Without that communications piece I don't think I'd recommend the game unless you're just fiending for a 3rd person shooter. I'm also hard pressed to say it feels better than other 3rd person shooters available (granted there aren't many), but if that's the itch looking to be scratched Star Wars Battlefront 2 and The Division 1/2 (PVP modes specifically) I think provide much more consistently entertaining gameplay than Arc Raiders, but reminder here that I don't care for the extraction genre much so your interests may be radically different than mine on this front.

[–] Awoo@hexbear.net 1 points 3 hours ago

Here's the only thing prox voice gets used for in EU servers

[–] Awoo@hexbear.net 1 points 17 hours ago

America is pretty unique in having almost everyone speak English, I suspect the China region benefits from the same thing. Europe however has very scattered languages and is often also merged with middle east players these days too. The range of languages is huge and even if someone can understand English in text that doesn't mean that they have confidence or ability to speak it clearly, on top of that you have english second language speakers trying to speak english to other english second language speakers with completely different accents based on their home country. It's a mess. So most just don't have the confidence to use voice chat and instead default to groups and ping features.

The growth of ping features in shooters has made them enormously more accessible for communication. They are genuinely the best addition to games in the last 10 years and something that should always be expanded upon post-release but rarely ever is. It's not just a language thing too, it's an accessibility problem, an anxiety problem, a gender problem and so many more things.

I tried Battlefront 2 and found I hated it because of the lack of a map. Whoever had the idea not to have a map key is a fool.

[–] tombruzzo@hexbear.net 3 points 21 hours ago

I played a bit during Server Slam and it was alright. It kind of sucked playing solo because if you got downed there was nothing you could do, but otherwise the game feels very good.

The sound design is amazing. Sounds carry from across the map with the right sort of low-pass filtering for how far away the sound happened, complete with the right amount of reverb and echo. Breaching locked compartments for loot also makes noise which you become very mindful of. It's kind of like a stealth game with normal 3rd person mechanics.

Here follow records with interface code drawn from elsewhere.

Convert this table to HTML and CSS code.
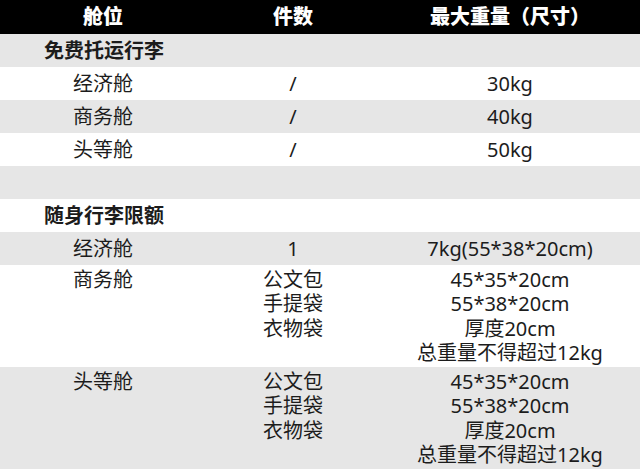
FILE: index.html
```html
<!DOCTYPE html>
<html lang="zh">
<head>
<meta charset="utf-8">
<link rel="stylesheet" href="styles.css">
</head>
<body>
<table class="baggage">
  <colgroup>
    <col class="c1">
    <col class="c2">
    <col class="c3">
  </colgroup>
  <thead>
    <tr class="head">
      <th>舱位</th>
      <th>件数</th>
      <th>最大重量（尺寸）</th>
    </tr>
  </thead>
  <tbody>
    <tr class="gray section"><td colspan="3">免费托运行李</td></tr>
    <tr class="white"><td>经济舱</td><td>/</td><td>30kg</td></tr>
    <tr class="gray"><td>商务舱</td><td>/</td><td>40kg</td></tr>
    <tr class="white"><td>头等舱</td><td>/</td><td>50kg</td></tr>
    <tr class="gray"><td colspan="3"></td></tr>
    <tr class="white section"><td colspan="3">随身行李限额</td></tr>
    <tr class="gray"><td>经济舱</td><td>1</td><td>7kg(55*38*20cm)</td></tr>
    <tr class="white multi">
      <td>商务舱</td>
      <td>公文包<br>手提袋<br>衣物袋</td>
      <td>45*35*20cm<br>55*38*20cm<br>厚度20cm<br>总重量不得超过12kg</td>
    </tr>
    <tr class="gray multi">
      <td>头等舱</td>
      <td>公文包<br>手提袋<br>衣物袋</td>
      <td>45*35*20cm<br>55*38*20cm<br>厚度20cm<br>总重量不得超过12kg</td>
    </tr>
  </tbody>
</table>
</body>
</html>
```

FILE: styles.css
```css
html, body {
  margin: 0;
  padding: 0;
  background: #ffffff;
}

body {
  width: 640px;
  height: 469px;
  overflow: hidden;
  font-family: "Noto Sans", "Noto Sans CJK SC", sans-serif;
  color: #1c1c1c;
}

.baggage {
  width: 640px;
  border-collapse: collapse;
  table-layout: fixed;
}

.c1 { width: 206px; }
.c2 { width: 174px; }
.c3 { width: 260px; }

.baggage th,
.baggage td {
  padding: 0;
  text-align: center;
  font-size: 20px;
  line-height: 24px;
}

.baggage .head th {
  height: 34px;
  background: #000000;
  color: #ffffff;
  font-weight: 900;
  font-size: 20px;
}

.baggage tbody td {
  height: 33px;
  vertical-align: middle;
}

.gray { background: #e6e6e6; }
.white { background: #ffffff; }

.baggage .section td {
  text-align: left;
  padding-left: 44px;
  font-weight: 700;
}

.baggage .multi td {
  height: 102px;
  vertical-align: top;
  padding-top: 3px;
  line-height: 24.3px;
  box-sizing: border-box;
}
```
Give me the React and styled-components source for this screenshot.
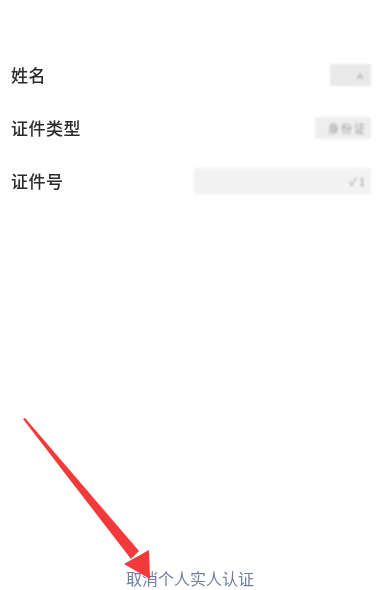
import React from "react";
import styled, { createGlobalStyle } from "styled-components";

const Global = createGlobalStyle`
  html, body { margin: 0; padding: 0; background: #fff; }
  body { font-family: "Noto Sans CJK SC", "Noto Sans", sans-serif; }
`;

const Page = styled.div`
  position: relative;
  width: 380px;
  height: 590px;
  overflow: hidden;
  display: flex;
  flex-direction: column;
  padding-top: 48px;
  padding-bottom: 3px;
  box-sizing: border-box;
  background: #fff;
`;

const List = styled.div`
  display: flex;
  flex-direction: column;
`;

const Row = styled.div`
  height: 53px;
  display: flex;
  align-items: center;
  justify-content: space-between;
  padding: 0 9px 0 11px;
`;

const Label = styled.span`
  font-size: 17px;
  font-weight: 500;
  color: #2a2a2a;
  letter-spacing: 0.5px;
  filter: blur(0.3px);
`;

const Masked = styled.div`
  width: ${(p) => p.w}px;
  height: ${(p) => p.h}px;
  background: ${(p) => p.bg};
  filter: blur(1.2px);
  display: flex;
  align-items: center;
  justify-content: flex-end;
  padding-right: 4px;
  box-sizing: border-box;
  color: #9a9a9a;
  font-size: 11px;
  letter-spacing: 2px;
`;

const Footer = styled.div`
  margin-top: auto;
  text-align: center;
  font-size: 16px;
  line-height: 18px;
  color: #6f7e9e;
  filter: blur(0.4px);
`;

const Arrow = styled.svg`
  position: absolute;
  left: 0;
  top: 0;
  pointer-events: none;
`;

export default function App() {
  return (
    <>
      <Global />
      <Page>
        <List>
          <Row>
            <Label>姓名</Label>
            <Masked w={41} h={22} bg="#e9e9e9">ㅅ</Masked>
          </Row>
          <Row>
            <Label>证件类型</Label>
            <Masked w={56} h={22} bg="#eeeeee">身份证</Masked>
          </Row>
          <Row>
            <Label>证件号</Label>
            <Masked w={177} h={26} bg="#f2f2f2">✓1</Masked>
          </Row>
        </List>
        <Footer>取消个人实人认证</Footer>
        <Arrow width="380" height="590" viewBox="0 0 380 590">
          <polygon points="23,419 25,418 139,551 131,559" fill="#f23a3a" />
          <polygon points="124,564 149,550 150,579" fill="#f23a3a" />
        </Arrow>
      </Page>
    </>
  );
}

I think you can do up to 3 person squads so I'd only actually buy it if a friend or two picked it up. Everything about the game works well but it is meant to be played in co-op.

[–] NPa@hexbear.net 6 points 1 day ago

I think it's a lot of fun to just do weird roleplaying stuff in the solo runs, you can usually talk your way out of fighting and help out people getting owned by drones. Or do sneaky goblin tactics and lure npcs to players or set traps. It's very immersive at times, but there are some times you just get shotgunned in the back within 2 minutes because the call of duty squeaker behind you had a 0.0001% drop in dopamine

[–] CarbonConscious@hexbear.net 6 points 1 day ago (1 children)

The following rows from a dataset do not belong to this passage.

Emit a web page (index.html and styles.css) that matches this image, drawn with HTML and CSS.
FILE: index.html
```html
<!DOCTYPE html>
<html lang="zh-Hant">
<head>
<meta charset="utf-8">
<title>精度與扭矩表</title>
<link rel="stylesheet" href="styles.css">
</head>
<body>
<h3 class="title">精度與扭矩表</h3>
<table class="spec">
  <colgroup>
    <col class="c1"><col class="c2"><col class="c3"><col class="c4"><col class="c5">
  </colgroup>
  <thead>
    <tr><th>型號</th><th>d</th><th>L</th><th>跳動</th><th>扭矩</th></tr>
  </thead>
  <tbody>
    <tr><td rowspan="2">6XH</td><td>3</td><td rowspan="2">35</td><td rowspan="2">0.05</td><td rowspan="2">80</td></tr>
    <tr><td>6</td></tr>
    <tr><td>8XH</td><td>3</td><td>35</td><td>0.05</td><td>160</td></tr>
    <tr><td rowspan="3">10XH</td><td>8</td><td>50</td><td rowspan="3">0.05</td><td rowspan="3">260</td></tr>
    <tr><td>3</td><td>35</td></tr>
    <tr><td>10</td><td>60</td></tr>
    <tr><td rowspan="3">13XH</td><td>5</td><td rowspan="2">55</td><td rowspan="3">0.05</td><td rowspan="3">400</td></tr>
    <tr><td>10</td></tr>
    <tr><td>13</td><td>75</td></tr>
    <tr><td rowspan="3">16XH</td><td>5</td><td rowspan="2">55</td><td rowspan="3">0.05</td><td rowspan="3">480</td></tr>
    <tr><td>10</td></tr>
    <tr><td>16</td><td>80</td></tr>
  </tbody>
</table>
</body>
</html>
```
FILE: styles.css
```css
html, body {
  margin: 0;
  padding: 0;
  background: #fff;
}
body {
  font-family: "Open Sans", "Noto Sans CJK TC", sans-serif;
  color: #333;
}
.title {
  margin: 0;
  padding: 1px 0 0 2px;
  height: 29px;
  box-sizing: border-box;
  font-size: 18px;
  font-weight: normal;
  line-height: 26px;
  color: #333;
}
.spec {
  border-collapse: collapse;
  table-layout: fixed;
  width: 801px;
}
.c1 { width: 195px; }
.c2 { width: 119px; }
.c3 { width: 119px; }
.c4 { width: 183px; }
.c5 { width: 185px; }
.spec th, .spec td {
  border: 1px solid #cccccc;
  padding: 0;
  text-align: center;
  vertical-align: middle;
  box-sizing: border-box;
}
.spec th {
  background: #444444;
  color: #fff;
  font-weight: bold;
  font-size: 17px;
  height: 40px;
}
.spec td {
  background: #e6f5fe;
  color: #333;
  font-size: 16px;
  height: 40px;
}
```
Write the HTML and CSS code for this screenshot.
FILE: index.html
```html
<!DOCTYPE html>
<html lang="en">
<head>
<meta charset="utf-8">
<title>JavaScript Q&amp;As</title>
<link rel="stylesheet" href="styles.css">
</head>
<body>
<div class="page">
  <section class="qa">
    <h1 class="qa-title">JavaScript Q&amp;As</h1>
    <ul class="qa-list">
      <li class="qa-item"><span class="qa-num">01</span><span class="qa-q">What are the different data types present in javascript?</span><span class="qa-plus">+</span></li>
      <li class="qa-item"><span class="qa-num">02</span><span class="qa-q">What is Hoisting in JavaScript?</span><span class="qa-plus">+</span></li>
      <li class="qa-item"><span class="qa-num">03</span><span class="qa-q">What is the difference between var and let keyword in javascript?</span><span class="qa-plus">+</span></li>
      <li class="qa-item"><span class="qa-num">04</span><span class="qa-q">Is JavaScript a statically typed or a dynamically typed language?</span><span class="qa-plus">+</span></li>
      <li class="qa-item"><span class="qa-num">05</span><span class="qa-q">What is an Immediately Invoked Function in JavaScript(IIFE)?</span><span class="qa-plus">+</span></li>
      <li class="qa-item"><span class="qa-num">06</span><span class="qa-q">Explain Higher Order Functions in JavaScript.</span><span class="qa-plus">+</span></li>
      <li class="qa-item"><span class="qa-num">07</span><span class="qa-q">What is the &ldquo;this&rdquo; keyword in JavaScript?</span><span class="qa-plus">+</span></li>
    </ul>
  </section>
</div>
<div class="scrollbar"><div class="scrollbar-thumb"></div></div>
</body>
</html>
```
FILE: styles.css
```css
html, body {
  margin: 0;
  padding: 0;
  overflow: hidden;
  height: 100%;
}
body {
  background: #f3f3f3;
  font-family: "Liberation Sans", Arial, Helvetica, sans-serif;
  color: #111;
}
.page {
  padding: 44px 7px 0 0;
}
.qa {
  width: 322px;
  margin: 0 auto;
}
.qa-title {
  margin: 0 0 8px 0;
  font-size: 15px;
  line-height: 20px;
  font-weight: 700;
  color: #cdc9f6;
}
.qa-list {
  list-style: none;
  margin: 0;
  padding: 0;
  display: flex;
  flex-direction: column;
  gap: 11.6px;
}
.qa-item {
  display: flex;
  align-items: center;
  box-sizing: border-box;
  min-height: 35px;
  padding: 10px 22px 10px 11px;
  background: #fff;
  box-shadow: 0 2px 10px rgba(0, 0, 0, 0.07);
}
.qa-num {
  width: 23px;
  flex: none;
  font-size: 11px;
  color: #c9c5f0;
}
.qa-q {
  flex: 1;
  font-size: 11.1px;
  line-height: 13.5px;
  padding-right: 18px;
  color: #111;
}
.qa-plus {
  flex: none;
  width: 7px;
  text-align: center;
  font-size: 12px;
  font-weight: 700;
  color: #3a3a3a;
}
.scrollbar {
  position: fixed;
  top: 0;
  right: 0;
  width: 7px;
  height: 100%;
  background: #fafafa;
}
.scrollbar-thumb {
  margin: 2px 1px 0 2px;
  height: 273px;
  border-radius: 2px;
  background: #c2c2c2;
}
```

Been on the fence about picking it up. Holding off for now based on the coverage I've been hearing from Jeff Gerstmann.

Basically he says the action is alright, and the aesthetic is cool, but it never feels like the stakes really matter and the progression takes a really long time to get anywhere. As a freeze-gamer without much gaming time these days, and especially without a dedicated squad to play with, I'm not sure I can justify getting started.

I figure maybe with a season 2 or something they'll speed up a lot of the early game stuff or something, so I'm gonna keep an eye on it.

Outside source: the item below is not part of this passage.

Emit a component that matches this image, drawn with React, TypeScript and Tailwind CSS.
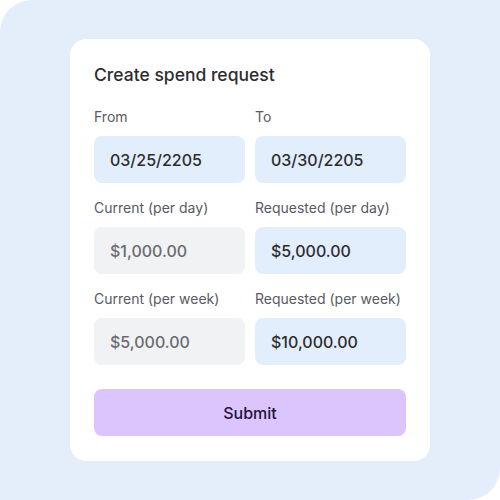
import React from 'react';

type Field = { label: string; value: string; disabled?: boolean };

const rows: Field[][] = [
  [
    { label: 'From', value: '03/25/2205' },
    { label: 'To', value: '03/30/2205' },
  ],
  [
    { label: 'Current (per day)', value: '$1,000.00', disabled: true },
    { label: 'Requested (per day)', value: '$5,000.00' },
  ],
  [
    { label: 'Current (per week)', value: '$5,000.00', disabled: true },
    { label: 'Requested (per week)', value: '$10,000.00' },
  ],
];

function FieldBox({ field }: { field: Field }) {
  return (
    <div className="flex flex-col">
      <label className="text-[14px] leading-5 text-[#5a5a5f]">{field.label}</label>
      {field.disabled ? (
        <div className="mt-[9px] h-[47px] flex items-center pl-4 rounded-lg bg-[#f1f2f4] bg-[radial-gradient(#e7e8eb_0.6px,transparent_0.7px)] bg-[length:4px_4px] text-[16px] font-medium text-[#6b6b70]">
          {field.value}
        </div>
      ) : (
        <div className="mt-[9px] h-[47px] flex items-center pl-4 rounded-lg bg-[#e3eefc] text-[16px] font-medium text-[#2c2c30]">
          {field.value}
        </div>
      )}
    </div>
  );
}

export default function App() {
  return (
    <div className="w-[500px] h-[500px] bg-white font-['Inter',sans-serif]">
      <div className="w-full h-full bg-[#e4eefb] rounded-tl-[32px] rounded-br-[32px] pt-[39px] pl-[70px]">
        <div className="w-[360px] bg-white rounded-2xl px-6 pt-6 pb-[25px]">
          <h1 className="text-[17.5px] leading-6 font-medium text-[#2d2d30]">Create spend request</h1>
          <div className="mt-5 flex flex-col gap-[15px]">
            {rows.map((row, i) => (
              <div key={i} className="grid grid-cols-2 gap-[10px]">
                {row.map((f) => (
                  <FieldBox key={f.label} field={f} />
                ))}
              </div>
            ))}
          </div>
          <button className="mt-6 w-full h-[47px] rounded-lg bg-[#dcc4fc] text-[16px] font-medium text-[#1c1240]">
            Submit
          </button>
        </div>
      </div>
    </div>
  );
}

[–] Awoo@hexbear.net 4 points 1 day ago

Mmm i'm on the fence but I actually trust the devs to know what "fun" is after they left DICE and made The Finals a game that felt more like Battlefield 1-3 than anything since. They seem to have some creative sauce in the team.

[–] 9to5@hexbear.net 4 points 1 day ago

funny enough two of my buddies picked it up and have been playing it. Looks ok but I dont think im in the mood for a multi game atm.

[–] tortiscu@discuss.tchncs.de 2 points 1 day ago

I would not have cared at all for this game if it wasn't made by the studio that made it. This is not a game that sounds, or looks, fun, at all, to me. But I did decide to play it for the Server Slam play test weekend. It was free, after all. And boy have I ever been hooked. I was immediately addicted, with no way of indulging in it for two weeks after the test weekend, until launch. It has no right being fun, but somehow, it is. To me, at least. Other people say its EFT, but without the frustration, and less gritty. I can't judge that, because I have not played EFT, precisely because of that. Since launch, I have basically been unable to do much else than playing this game. It's not often this happens with a multi player game, for me. The only multiplayer game that possibly came close to that level of addiction was Overwatch when it launched. About the time requirement: yes progression can take long, if you do it at the same time everyone else does, and don't get help online or from more experienced players. But on the flip side, there is always something to do. I'm not into sandbox games, and I would probably get bored fast without this. Plus in my book its a win to have a long story, rather than a short one. But only if its not grindy. And it somehow isn't. Btw. the developers say there will be no mandatory wipes, so you can progress in you own time if you wish to. About the world building: astonishing. About the NPC enemies: I would go as far as say groundbreaking. If I understood that right, their behavior is not scripted, but trained via reinforcement learning. And it shows. They look, behave and feel extremely natural and believable. Dare I say smart, even. And no matter how far you progress, they will always pose a significant threat, and that's not because they get stronger as you do. (They don't.) And yet at the same time it is a viable strategy to go in with absolutely no gear or upgrades.

Long story short: I like it even though it doesn't appear like my type of game. As for you: If you buy it in steam, you can always try it for two hours and return it if you don't like it.